The way around this is to think of your company as a system. One that can operate without you. And though that can be terrifying at first (it was to me), it’s the only way to build something that can grow. To do that, you need your inner Entrepreneur to imagine what your company can be in the future, your inner Manager to develop systems that allow your company to operate outside of you, and your inner Technician to actually do the work of building that system. In other words, all three personalities need to work together. Like many things, this is easier said than done but it’s the only path forward to building a business.
Build A Franchise Business
I was initially very skeptical of the focus on franchise businesses in this book. But after reading and thinking more, it makes much more sense. Essentially, The E-Myth Revisited makes the point that whether or not you plan to create a franchise business, the elements that make a franchise business model work properly are essential to any business:
- The model will provide consistent value to your customers, employees, suppliers, and lenders, beyond what they expect.
- The model will be operated with the lowest possible level of skill.
- The model will stand out as a place of impeccable order.
- All work in the model will be documented in Operations Manuals.
- The model will provide a uniformly predictable service to the customer.
- The model will utilize a uniform color, dress, and facilities code.
Creating processes and standardization like this does not come naturally to me, which is yet another reason why I found The E-Myth Revisited to be so enlightening. It also probably means my inner Manager needs some development.
Another powerful quote:
If you haven’t orchestrated it, you don’t own it! And if you don’t own it, you can’t depend on it. And if you can’t depend on it, you haven’t got a franchise. And without a franchise, no business can hope to succeed.
In other words, you need a process.
Other Favorite Quotes From The E-Myth Revisited
There are too many insightful passages in this book to quote them all (you’ll have to read the book for that) but here are some of my other favorite quotes:
Your business is far more fragile than a big business.
You have to become a student of the art of business and the science of business.

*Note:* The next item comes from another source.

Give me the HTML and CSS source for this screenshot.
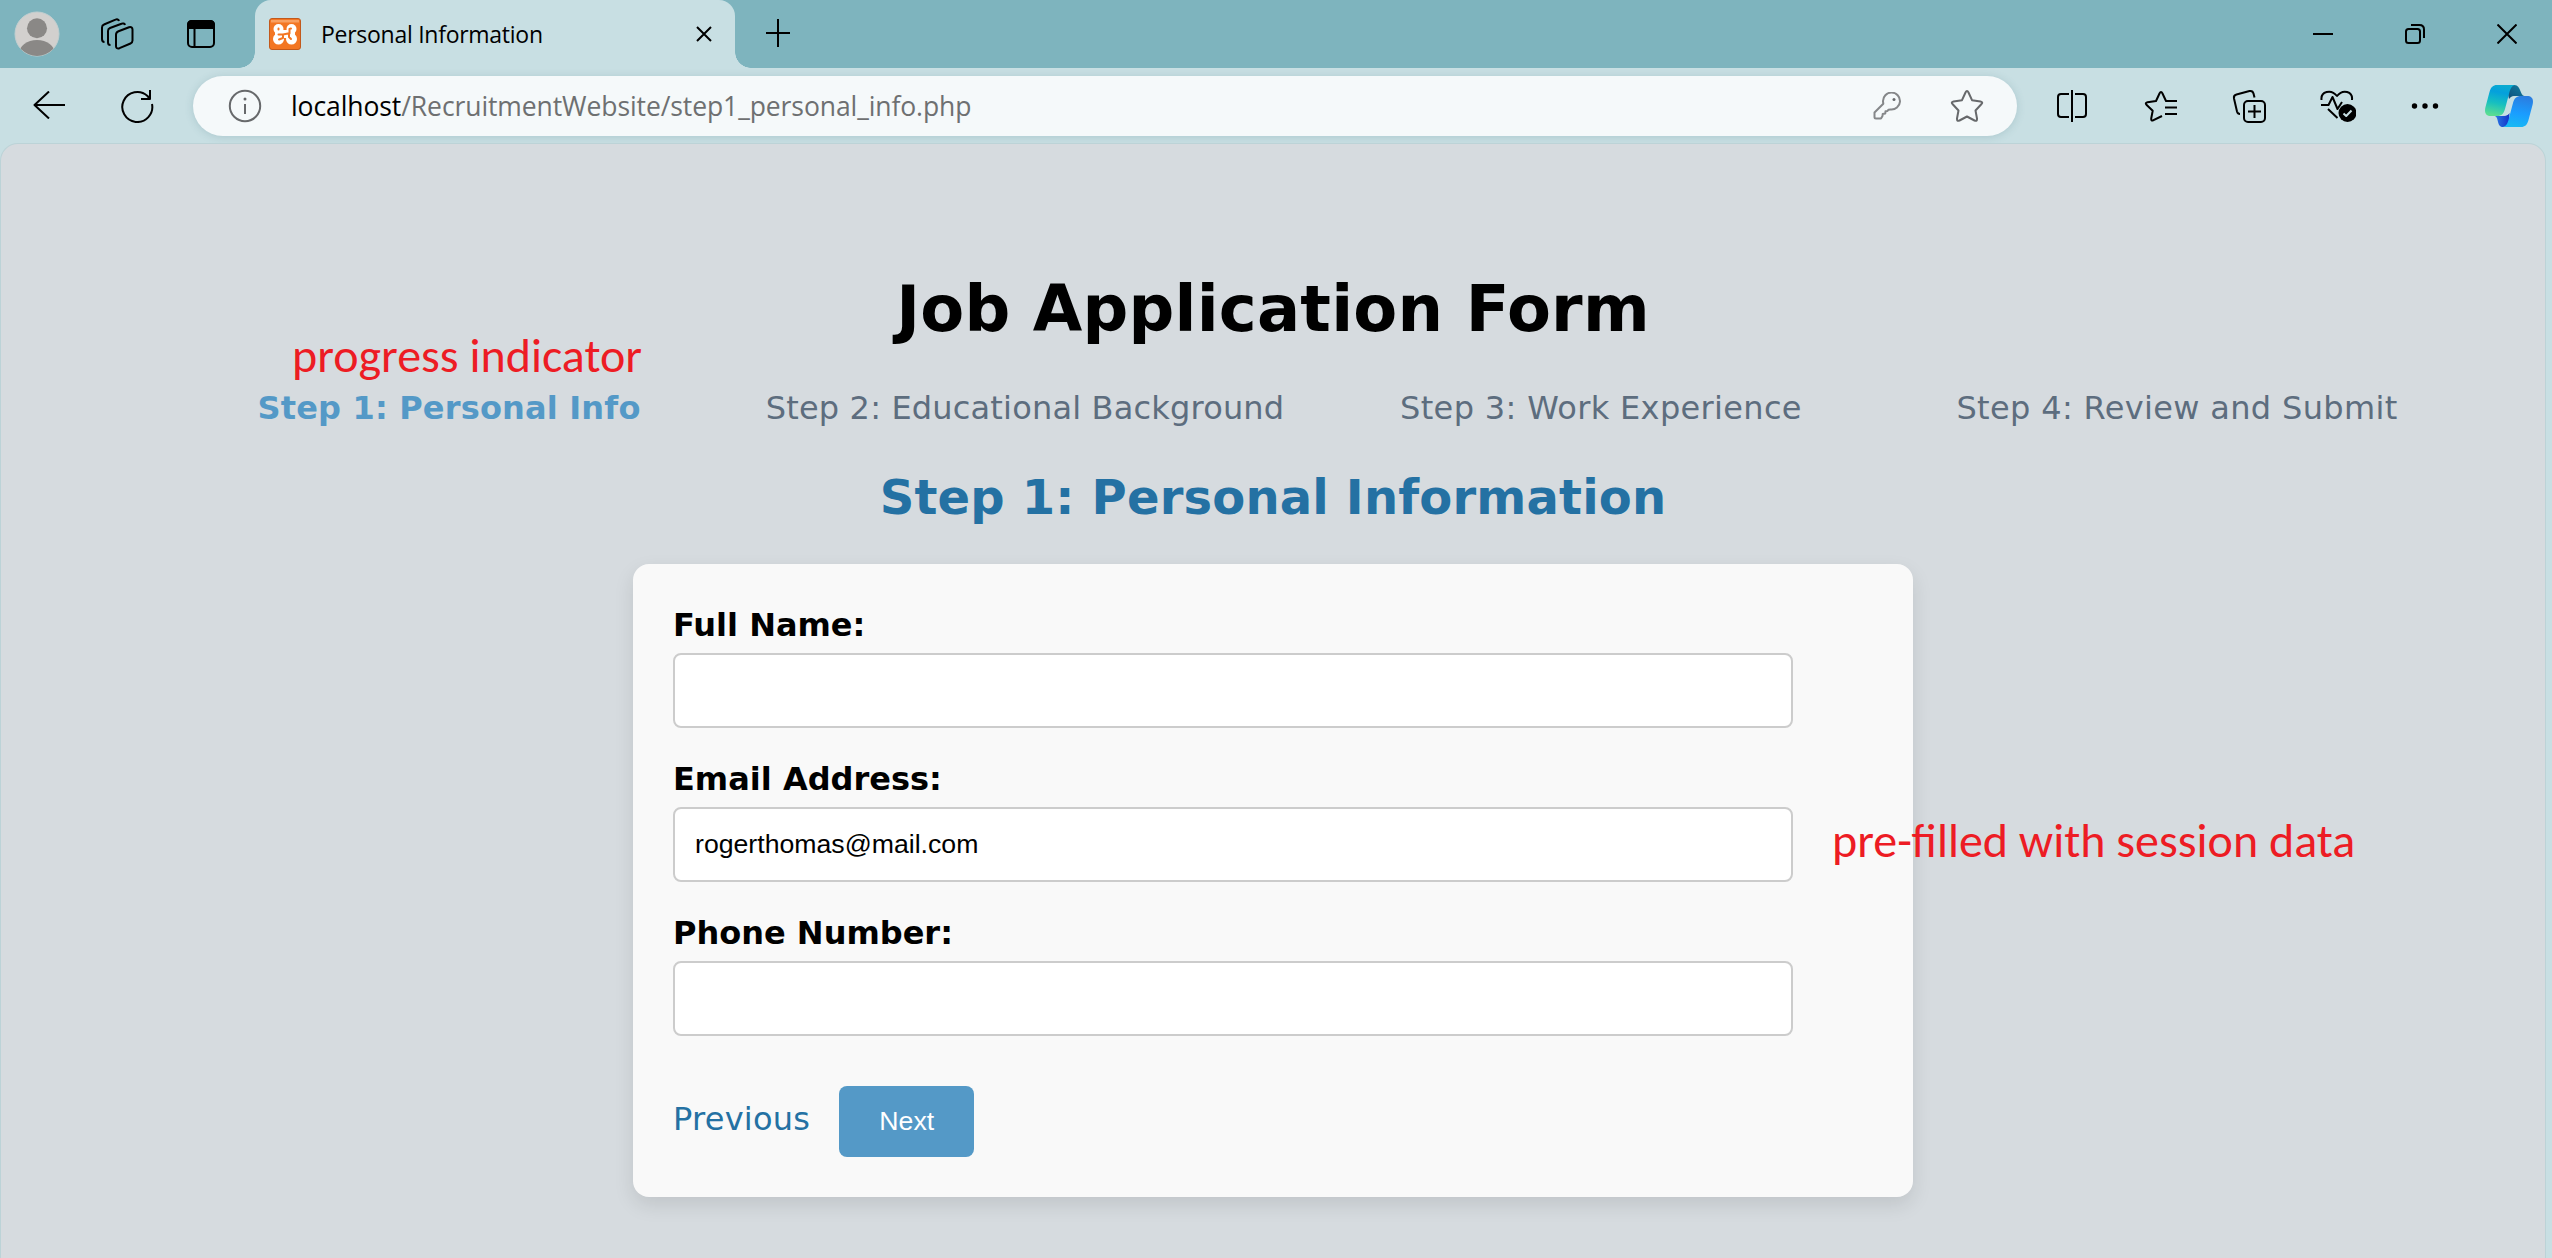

And that’s why I keep on going back to the true work of the small business owner – the strategic work rather than the tactical work. Because if you’re doing tactical work all the time, if you’re working all the time devoting all your energy in your business, you won’t have any time or energy left to ask, let alone answer, all of the absolutely critical questions you need to ask. You’ll simply have no time or energy left to work on it.
The commodity is the thing your customer actually walks out with in his hand. The product is what your customer feels as he walks out of your business.
The truth is, nobody’s interested in the commodity. People buy feelings.
Hopefully the past 2000ish words have convinced you that The E-Myth Revisited is worth a read, especially for those interested in starting and/or growing their own businesses. Pick up your copy of The E-Myth Revisited on Amazon or wherever you buy books and let me know what you think on Twitter or in the comments.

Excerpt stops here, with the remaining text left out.